The new tax on microlenders contrasts sharply with the government’s commitment to low taxation on digital services for multinational tech companies. Amid international pressure to reassess this policy, the 20 % excise tax on microlenders appears disproportionate. Kevin Mutiso, Chairman of the Digital Financial Services Association of Kenya (DFSAK), highlights that this tax could make access to capital more challenging, particularly for low-income citizens.

Economic and fiscal context of the banking sector

Banks, similar to microlenders, already face other taxes. Starting in 2024, they began paying VAT on financial transactions. Kevin Mutiso points out that these additional charges raise the cost of living, making banking and financial services more costly. The proposed tax, applicable at the time of loan disbursement, would be levied regardless of whether the loan is repaid, adding additional financial strain on microlenders.

Impact on non-performing loans and the microcredit market

Kenya is grappling with high default rates, as the value of non-performing loans surged to nearly 900 million USD by 2023, accounting for 14.8 % of the loan portfolio. The government’s microcredit initiative, the Hustler Fund, anticipates default rates could reach up to 29 %. This scenario intensifies worries about the potential effects of the excise tax, particularly if it applies even in cases of loan default.

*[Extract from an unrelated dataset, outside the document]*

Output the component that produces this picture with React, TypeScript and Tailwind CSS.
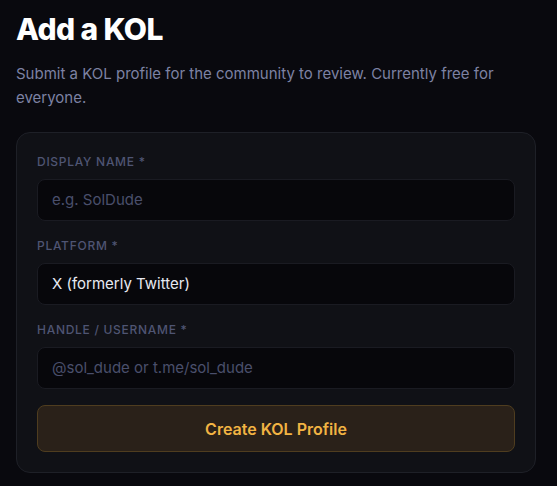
export default function App() {
  const font = { fontFamily: 'Inter, "Noto Sans", sans-serif' };
  return (
    <div className="min-h-[486px] w-full bg-[#09090e] px-4 pt-[10px]" style={font}>
      <h1 className="text-[30px] font-extrabold leading-[38px] tracking-[-0.02em] text-white">Add a KOL</h1>
      <p className="mt-[14px] text-[15px] leading-6 text-[#7d82a3]">
        Submit a KOL profile for the community to review. Currently free for everyone.
      </p>
      <div className="mt-[22px] w-[520px] rounded-[14px] border border-[#1e2027] bg-[#101116] p-5">
        <Field label="Display Name *" placeholder="e.g. SolDude" />
        <Field label="Platform *" value="X (formerly Twitter)" />
        <Field label="Handle / Username *" placeholder="@sol_dude or t.me/sol_dude" />
        <button className="flex h-[47px] w-full items-center justify-center rounded-lg border border-[#4f3d1f] bg-[#2a2119] text-[16px] font-semibold text-[#f2b443]">
          Create KOL Profile
        </button>
      </div>
    </div>
  );
}

function Field({ label, placeholder, value }: { label: string; placeholder?: string; value?: string }) {
  return (
    <div className="mb-4">
      <div className="mb-2 text-[12px] font-medium uppercase leading-[18px] tracking-[0.06em] text-[#4f5573]">{label}</div>
      <div className="flex h-[42px] items-center rounded-lg border border-[#1a1b22] bg-[#07070b] px-[14px] text-[15px]">
        {value ? <span className="text-[#e8eaf2]">{value}</span> : <span className="text-[#4a4f6c]">{placeholder}</span>}
      </div>
    </div>
  );
}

Reaction from fintech entrepreneurs and banks

Initially, business leaders in Kenya’s fintech sector were worried about potential unfair competition, as they believed the new tax would not apply to banks. However, it has been clarified that the tax also covers bank fees, excluding interest. This clarification has eased some concerns, although the sector remains apprehensive about broader implications. A fintech entrepreneur noted that extending the tax to banks aims to increase revenues while aiming for equitable treatment of fintechs and microlenders.

Economic prospects and social risks

Wayne Hennessy-Barrett, founder and CEO of 4G Capital, emphasizes the importance of increased tax revenue for Kenya, despite concerns that the excise tax may have detrimental effects. He argues that making capital less accessible for Kenyans could hinder investment in local businesses and, consequently, lead to slower economic growth.

Digital sector tax and other fiscal measures

Kenya is concurrently considering a 1.5 % digital tax on local platforms, aiming to generate 2.5 billion USD in taxes. Alongside this, the tax on mobile airtime and data tariffs is set to increase from 15 % to 20 %. These measures could prompt telecom operators to raise transfer and withdrawal fees, potentially pushing Kenyans towards cash transactions again.

Similarly, the proposed 20% excise tax on micro-lenders in Kenya is part of the government’s effort to boost tax revenues but has sparked significant concerns. Unclear guidelines and potential impacts on credit costs complicate access to loans for many citizens. A thorough analysis and adjustments will be crucial to strike a balance between fiscal goals and the country’s economic growth trajectory.